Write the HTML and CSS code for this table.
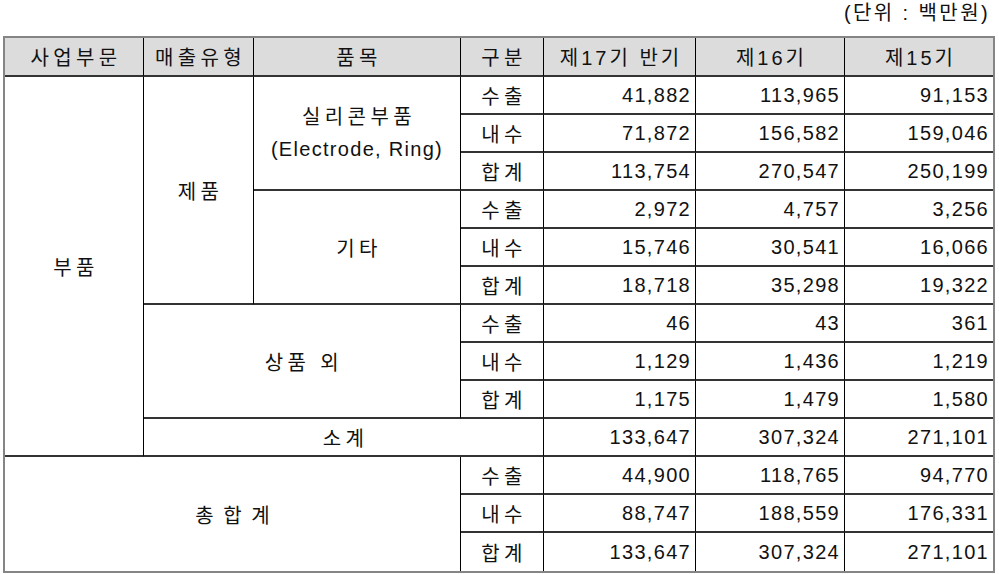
FILE: index.html
```html
<!DOCTYPE html>
<html lang="ko">
<head>
<meta charset="utf-8">
<title>매출실적</title>
<link rel="stylesheet" href="styles.css">
</head>
<body>
<div class="unit">(단위 : 백만원)</div>
<table class="sales">
  <thead>
    <tr>
      <th class="c1 ko">사업부문</th>
      <th class="c2 ko">매출유형</th>
      <th class="c3 ko">품목</th>
      <th class="c4 ko">구분</th>
      <th class="c5 mix">제17기 반기</th>
      <th class="c6 mix">제16기</th>
      <th class="c7 mix">제15기</th>
    </tr>
  </thead>
  <tbody>
    <tr>
      <td rowspan="10" class="ctr ko">부품</td>
      <td rowspan="6" class="ctr ko">제품</td>
      <td rowspan="3" class="ctr two"><span class="kos">실리콘부품</span><br>(Electrode, Ring)</td>
      <td class="ctr ko">수출</td>
      <td class="num">41,882</td>
      <td class="num">113,965</td>
      <td class="num">91,153</td>
    </tr>
    <tr>
      <td class="ctr ko">내수</td>
      <td class="num">71,872</td>
      <td class="num">156,582</td>
      <td class="num">159,046</td>
    </tr>
    <tr>
      <td class="ctr ko">합계</td>
      <td class="num">113,754</td>
      <td class="num">270,547</td>
      <td class="num">250,199</td>
    </tr>
    <tr>
      <td rowspan="3" class="ctr ko">기타</td>
      <td class="ctr ko">수출</td>
      <td class="num">2,972</td>
      <td class="num">4,757</td>
      <td class="num">3,256</td>
    </tr>
    <tr>
      <td class="ctr ko">내수</td>
      <td class="num">15,746</td>
      <td class="num">30,541</td>
      <td class="num">16,066</td>
    </tr>
    <tr>
      <td class="ctr ko">합계</td>
      <td class="num">18,718</td>
      <td class="num">35,298</td>
      <td class="num">19,322</td>
    </tr>
    <tr>
      <td rowspan="3" colspan="2" class="ctr ko">상품 외</td>
      <td class="ctr ko">수출</td>
      <td class="num">46</td>
      <td class="num">43</td>
      <td class="num">361</td>
    </tr>
    <tr>
      <td class="ctr ko">내수</td>
      <td class="num">1,129</td>
      <td class="num">1,436</td>
      <td class="num">1,219</td>
    </tr>
    <tr>
      <td class="ctr ko">합계</td>
      <td class="num">1,175</td>
      <td class="num">1,479</td>
      <td class="num">1,580</td>
    </tr>
    <tr>
      <td colspan="3" class="ctr ko">소계</td>
      <td class="num">133,647</td>
      <td class="num">307,324</td>
      <td class="num">271,101</td>
    </tr>
    <tr>
      <td rowspan="3" colspan="3" class="ctr ko total last">총 합 계</td>
      <td class="ctr ko">수출</td>
      <td class="num">44,900</td>
      <td class="num">118,765</td>
      <td class="num">94,770</td>
    </tr>
    <tr>
      <td class="ctr ko">내수</td>
      <td class="num">88,747</td>
      <td class="num">188,559</td>
      <td class="num">176,331</td>
    </tr>
    <tr class="lastrow">
      <td class="ctr ko">합계</td>
      <td class="num">133,647</td>
      <td class="num">307,324</td>
      <td class="num">271,101</td>
    </tr>
  </tbody>
</table>
</body>
</html>
```

FILE: styles.css
```css
html, body {
  margin: 0;
  padding: 0;
  background: #ffffff;
}

body {
  font-family: "Liberation Sans", "Noto Sans CJK KR", sans-serif;
  font-size: 20px;
  letter-spacing: 1.3px;
  color: #111111;
}

.unit {
  height: 36px;
  line-height: 26px;
  text-align: right;
  padding-right: 9px;
  box-sizing: border-box;
  letter-spacing: 2.4px;
}

.sales {
  margin-left: 3px;
  width: 992px;
  table-layout: fixed;
  border-collapse: separate;
  border-spacing: 0;
  border: 2px solid #858585;
}

.sales th,
.sales td {
  box-sizing: border-box;
  padding: 0;
  border-right: 1px solid #000000;
  border-bottom: 2px solid #333333;
  height: 38px;
  font-weight: normal;
  white-space: nowrap;
  vertical-align: middle;
}

.sales th {
  background: #dcdcdc;
  height: 39px;
  text-align: center;
}

.sales tr > :last-child {
  border-right: none;
}

.sales .lastrow td,
.sales td.last {
  border-bottom: none;
}

.c1 { width: 139px; }
.c2 { width: 110px; }
.c3 { width: 207px; }
.c4 { width: 83px; }
.c5 { width: 152px; }
.c6 { width: 149px; }
.c7 { width: 148px; }

.ctr {
  text-align: center;
}

.sales .ko {
  letter-spacing: 4.4px;
  padding-left: 4px;
}

.sales .mix {
  letter-spacing: 3px;
  padding-left: 3px;
}

.kos {
  letter-spacing: 4.4px;
  padding-left: 4px;
}

.sales .total {
  letter-spacing: 2px;
  padding-left: 2px;
}

.two {
  line-height: 32px;
}

.num {
  text-align: right;
  padding-right: 4px !important;
}
```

◆ Task ◆
Return all of the data exactly as written, and drop the pictures.

◆ Answer to this problem ◆
Write the HTML and CSS code for this table.
FILE: index.html
```html
<!DOCTYPE html>
<html lang="ko">
<head>
<meta charset="utf-8">
<title>매출실적</title>
<link rel="stylesheet" href="styles.css">
</head>
<body>
<div class="unit">(단위 : 백만원)</div>
<table class="sales">
  <thead>
    <tr>
      <th class="c1 ko">사업부문</th>
      <th class="c2 ko">매출유형</th>
      <th class="c3 ko">품목</th>
      <th class="c4 ko">구분</th>
      <th class="c5 mix">제17기 반기</th>
      <th class="c6 mix">제16기</th>
      <th class="c7 mix">제15기</th>
    </tr>
  </thead>
  <tbody>
    <tr>
      <td rowspan="10" class="ctr ko">부품</td>
      <td rowspan="6" class="ctr ko">제품</td>
      <td rowspan="3" class="ctr two"><span class="kos">실리콘부품</span><br>(Electrode, Ring)</td>
      <td class="ctr ko">수출</td>
      <td class="num">41,882</td>
      <td class="num">113,965</td>
      <td class="num">91,153</td>
    </tr>
    <tr>
      <td class="ctr ko">내수</td>
      <td class="num">71,872</td>
      <td class="num">156,582</td>
      <td class="num">159,046</td>
    </tr>
    <tr>
      <td class="ctr ko">합계</td>
      <td class="num">113,754</td>
      <td class="num">270,547</td>
      <td class="num">250,199</td>
    </tr>
    <tr>
      <td rowspan="3" class="ctr ko">기타</td>
      <td class="ctr ko">수출</td>
      <td class="num">2,972</td>
      <td class="num">4,757</td>
      <td class="num">3,256</td>
    </tr>
    <tr>
      <td class="ctr ko">내수</td>
      <td class="num">15,746</td>
      <td class="num">30,541</td>
      <td class="num">16,066</td>
    </tr>
    <tr>
      <td class="ctr ko">합계</td>
      <td class="num">18,718</td>
      <td class="num">35,298</td>
      <td class="num">19,322</td>
    </tr>
    <tr>
      <td rowspan="3" colspan="2" class="ctr ko">상품 외</td>
      <td class="ctr ko">수출</td>
      <td class="num">46</td>
      <td class="num">43</td>
      <td class="num">361</td>
    </tr>
    <tr>
      <td class="ctr ko">내수</td>
      <td class="num">1,129</td>
      <td class="num">1,436</td>
      <td class="num">1,219</td>
    </tr>
    <tr>
      <td class="ctr ko">합계</td>
      <td class="num">1,175</td>
      <td class="num">1,479</td>
      <td class="num">1,580</td>
    </tr>
    <tr>
      <td colspan="3" class="ctr ko">소계</td>
      <td class="num">133,647</td>
      <td class="num">307,324</td>
      <td class="num">271,101</td>
    </tr>
    <tr>
      <td rowspan="3" colspan="3" class="ctr ko total last">총 합 계</td>
      <td class="ctr ko">수출</td>
      <td class="num">44,900</td>
      <td class="num">118,765</td>
      <td class="num">94,770</td>
    </tr>
    <tr>
      <td class="ctr ko">내수</td>
      <td class="num">88,747</td>
      <td class="num">188,559</td>
      <td class="num">176,331</td>
    </tr>
    <tr class="lastrow">
      <td class="ctr ko">합계</td>
      <td class="num">133,647</td>
      <td class="num">307,324</td>
      <td class="num">271,101</td>
    </tr>
  </tbody>
</table>
</body>
</html>
```

FILE: styles.css
```css
html, body {
  margin: 0;
  padding: 0;
  background: #ffffff;
}

body {
  font-family: "Liberation Sans", "Noto Sans CJK KR", sans-serif;
  font-size: 20px;
  letter-spacing: 1.3px;
  color: #111111;
}

.unit {
  height: 36px;
  line-height: 26px;
  text-align: right;
  padding-right: 9px;
  box-sizing: border-box;
  letter-spacing: 2.4px;
}

.sales {
  margin-left: 3px;
  width: 992px;
  table-layout: fixed;
  border-collapse: separate;
  border-spacing: 0;
  border: 2px solid #858585;
}

.sales th,
.sales td {
  box-sizing: border-box;
  padding: 0;
  border-right: 1px solid #000000;
  border-bottom: 2px solid #333333;
  height: 38px;
  font-weight: normal;
  white-space: nowrap;
  vertical-align: middle;
}

.sales th {
  background: #dcdcdc;
  height: 39px;
  text-align: center;
}

.sales tr > :last-child {
  border-right: none;
}

.sales .lastrow td,
.sales td.last {
  border-bottom: none;
}

.c1 { width: 139px; }
.c2 { width: 110px; }
.c3 { width: 207px; }
.c4 { width: 83px; }
.c5 { width: 152px; }
.c6 { width: 149px; }
.c7 { width: 148px; }

.ctr {
  text-align: center;
}

.sales .ko {
  letter-spacing: 4.4px;
  padding-left: 4px;
}

.sales .mix {
  letter-spacing: 3px;
  padding-left: 3px;
}

.kos {
  letter-spacing: 4.4px;
  padding-left: 4px;
}

.sales .total {
  letter-spacing: 2px;
  padding-left: 2px;
}

.two {
  line-height: 32px;
}

.num {
  text-align: right;
  padding-right: 4px !important;
}
```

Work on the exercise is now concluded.